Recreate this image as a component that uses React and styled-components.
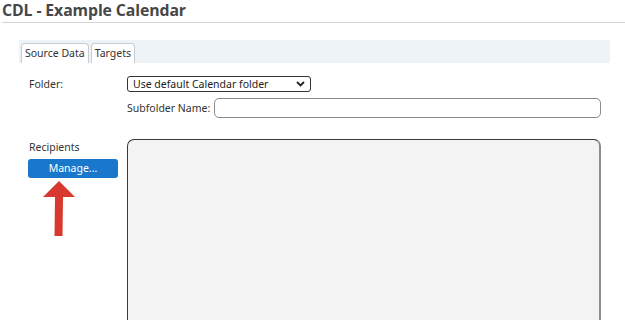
import React from 'react'
import styled, { createGlobalStyle } from 'styled-components'

const Global = createGlobalStyle`
  html, body {
    margin: 0;
    padding: 0;
    background: #ffffff;
  }
  body {
    font-family: "Noto Sans", "Open Sans", sans-serif;
    color: #222;
  }
`

function App() {
  return (
    <Page>
      <Global />
      <Header>
        <Title>CDL - Example Calendar</Title>
      </Header>

      <Content>
        <TabStrip>
          <Tab>Source Data</Tab>
          <Tab>Targets</Tab>
        </TabStrip>

        <Form>
          <Label>Folder:</Label>
          <Controls>
            <Select>
              <span>Use default Calendar folder</span>
              <svg width="9" height="6" viewBox="0 0 9 6">
                <path d="M1 1 L4.5 4.5 L8 1" fill="none" stroke="#222" strokeWidth="1.8" />
              </svg>
            </Select>
            <SubRow>
              <SubLabel>Subfolder Name:</SubLabel>
              <TextInput />
            </SubRow>
          </Controls>
        </Form>

        <Recipients>
          <Side>
            <Label>Recipients</Label>
            <ManageButton>Manage...</ManageButton>
            <Arrow width="34" height="56" viewBox="0 0 34 56">
              <polygon points="17,0 33,16 21,16 20.5,55 12.5,55 13,16 1,16" fill="#d8382e" />
            </Arrow>
          </Side>
          <ListBox />
        </Recipients>
      </Content>
    </Page>
  )
}

const Page = styled.div`
  width: 625px;
  height: 334px;
  overflow: hidden;
  background: #fff;
`

const Header = styled.div`
  margin-left: 2px;
  height: 22px;
  border-bottom: 1px solid #d6d6d6;
`

const Title = styled.h1`
  margin: 0;
  font-family: "Open Sans", sans-serif;
  font-weight: 700;
  font-size: 15.8px;
  line-height: 20px;
  color: #474747;
  letter-spacing: -0.1px;
`

const Content = styled.div`
  padding: 17px 15px 0 19px;
`

const TabStrip = styled.div`
  display: flex;
  align-items: flex-end;
  gap: 2px;
  height: 23px;
  padding-left: 2px;
  background: #eef3f8;
`

const Tab = styled.div`
  height: 19px;
  padding: 0 3px;
  border: 1px solid #c9cdd2;
  border-bottom: none;
  border-radius: 4px 4px 0 0;
  background: #fff;
  font-size: 10.5px;
  line-height: 19px;
  color: #333;
`

const Form = styled.div`
  display: flex;
  padding: 13px 9px 0 10px;
`

const Label = styled.div`
  width: 98px;
  flex-shrink: 0;
  font-size: 10.5px;
  line-height: 16px;
  color: #333;
`

const Controls = styled.div`
  display: flex;
  flex-direction: column;
  gap: 6px;
  flex: 1;
`

const Select = styled.div`
  display: flex;
  align-items: center;
  justify-content: space-between;
  width: 184px;
  height: 16px;
  padding: 0 5px;
  box-sizing: border-box;
  border: 1px solid #333;
  border-radius: 3px;
  font-size: 10.5px;
  line-height: 14px;
  color: #222;
`

const SubRow = styled.div`
  display: flex;
  align-items: center;
  gap: 4px;
`

const SubLabel = styled.span`
  font-size: 10.5px;
  color: #333;
`

const TextInput = styled.div`
  flex: 1;
  height: 20px;
  box-sizing: border-box;
  border: 1px solid #8a8a8a;
  border-radius: 5px;
  background: #fff;
`

const Recipients = styled.div`
  display: flex;
  padding: 21px 9px 0 10px;
`

const Side = styled.div`
  width: 98px;
  flex-shrink: 0;
  display: flex;
  flex-direction: column;
`

const ManageButton = styled.div`
  width: 90px;
  height: 19px;
  margin-top: 4px;
  margin-left: -1px;
  border-radius: 3px;
  background: #1a78cc;
  color: #fff;
  font-size: 10.5px;
  line-height: 19px;
  text-align: center;
`

const Arrow = styled.svg`
  margin: 3px 0 0 13px;
  display: block;
`

const ListBox = styled.div`
  flex: 1;
  height: 181px;
  box-sizing: border-box;
  border: 1px solid #3a3a3a;
  border-right: 2px solid #8c8c8c;
  border-bottom: none;
  border-radius: 7px 7px 0 0;
  background: #f3f3f3;
`

export default App
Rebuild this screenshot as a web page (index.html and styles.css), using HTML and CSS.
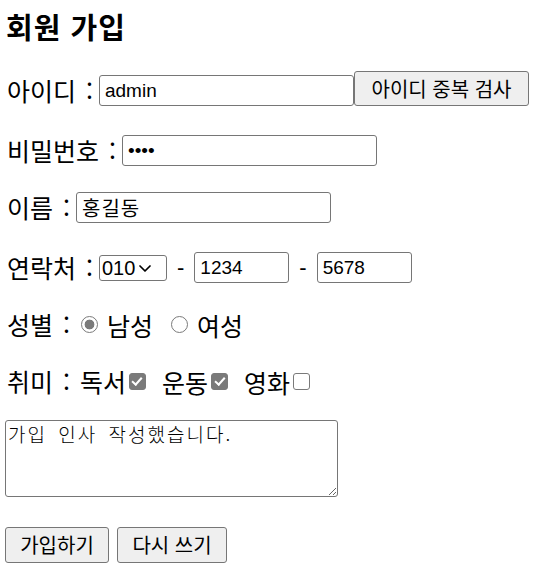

◆ ◆ ◆ ◆

**Task to complete:** Every line should be retyped exactly, with the pictures omitted.

**Output:**
Recreate this image as a component that uses React and styled-components.
import React from 'react'
import styled, { createGlobalStyle } from 'styled-components'

const Global = createGlobalStyle`
  html, body {
    margin: 0;
    padding: 0;
    background: #ffffff;
  }
  body {
    font-family: "Noto Sans", "Open Sans", sans-serif;
    color: #222;
  }
`

function App() {
  return (
    <Page>
      <Global />
      <Header>
        <Title>CDL - Example Calendar</Title>
      </Header>

      <Content>
        <TabStrip>
          <Tab>Source Data</Tab>
          <Tab>Targets</Tab>
        </TabStrip>

        <Form>
          <Label>Folder:</Label>
          <Controls>
            <Select>
              <span>Use default Calendar folder</span>
              <svg width="9" height="6" viewBox="0 0 9 6">
                <path d="M1 1 L4.5 4.5 L8 1" fill="none" stroke="#222" strokeWidth="1.8" />
              </svg>
            </Select>
            <SubRow>
              <SubLabel>Subfolder Name:</SubLabel>
              <TextInput />
            </SubRow>
          </Controls>
        </Form>

        <Recipients>
          <Side>
            <Label>Recipients</Label>
            <ManageButton>Manage...</ManageButton>
            <Arrow width="34" height="56" viewBox="0 0 34 56">
              <polygon points="17,0 33,16 21,16 20.5,55 12.5,55 13,16 1,16" fill="#d8382e" />
            </Arrow>
          </Side>
          <ListBox />
        </Recipients>
      </Content>
    </Page>
  )
}

const Page = styled.div`
  width: 625px;
  height: 334px;
  overflow: hidden;
  background: #fff;
`

const Header = styled.div`
  margin-left: 2px;
  height: 22px;
  border-bottom: 1px solid #d6d6d6;
`

const Title = styled.h1`
  margin: 0;
  font-family: "Open Sans", sans-serif;
  font-weight: 700;
  font-size: 15.8px;
  line-height: 20px;
  color: #474747;
  letter-spacing: -0.1px;
`

const Content = styled.div`
  padding: 17px 15px 0 19px;
`

const TabStrip = styled.div`
  display: flex;
  align-items: flex-end;
  gap: 2px;
  height: 23px;
  padding-left: 2px;
  background: #eef3f8;
`

const Tab = styled.div`
  height: 19px;
  padding: 0 3px;
  border: 1px solid #c9cdd2;
  border-bottom: none;
  border-radius: 4px 4px 0 0;
  background: #fff;
  font-size: 10.5px;
  line-height: 19px;
  color: #333;
`

const Form = styled.div`
  display: flex;
  padding: 13px 9px 0 10px;
`

const Label = styled.div`
  width: 98px;
  flex-shrink: 0;
  font-size: 10.5px;
  line-height: 16px;
  color: #333;
`

const Controls = styled.div`
  display: flex;
  flex-direction: column;
  gap: 6px;
  flex: 1;
`

const Select = styled.div`
  display: flex;
  align-items: center;
  justify-content: space-between;
  width: 184px;
  height: 16px;
  padding: 0 5px;
  box-sizing: border-box;
  border: 1px solid #333;
  border-radius: 3px;
  font-size: 10.5px;
  line-height: 14px;
  color: #222;
`

const SubRow = styled.div`
  display: flex;
  align-items: center;
  gap: 4px;
`

const SubLabel = styled.span`
  font-size: 10.5px;
  color: #333;
`

const TextInput = styled.div`
  flex: 1;
  height: 20px;
  box-sizing: border-box;
  border: 1px solid #8a8a8a;
  border-radius: 5px;
  background: #fff;
`

const Recipients = styled.div`
  display: flex;
  padding: 21px 9px 0 10px;
`

const Side = styled.div`
  width: 98px;
  flex-shrink: 0;
  display: flex;
  flex-direction: column;
`

const ManageButton = styled.div`
  width: 90px;
  height: 19px;
  margin-top: 4px;
  margin-left: -1px;
  border-radius: 3px;
  background: #1a78cc;
  color: #fff;
  font-size: 10.5px;
  line-height: 19px;
  text-align: center;
`

const Arrow = styled.svg`
  margin: 3px 0 0 13px;
  display: block;
`

const ListBox = styled.div`
  flex: 1;
  height: 181px;
  box-sizing: border-box;
  border: 1px solid #3a3a3a;
  border-right: 2px solid #8c8c8c;
  border-bottom: none;
  border-radius: 7px 7px 0 0;
  background: #f3f3f3;
`

export default App
Rebuild this screenshot as a web page (index.html and styles.css), using HTML and CSS.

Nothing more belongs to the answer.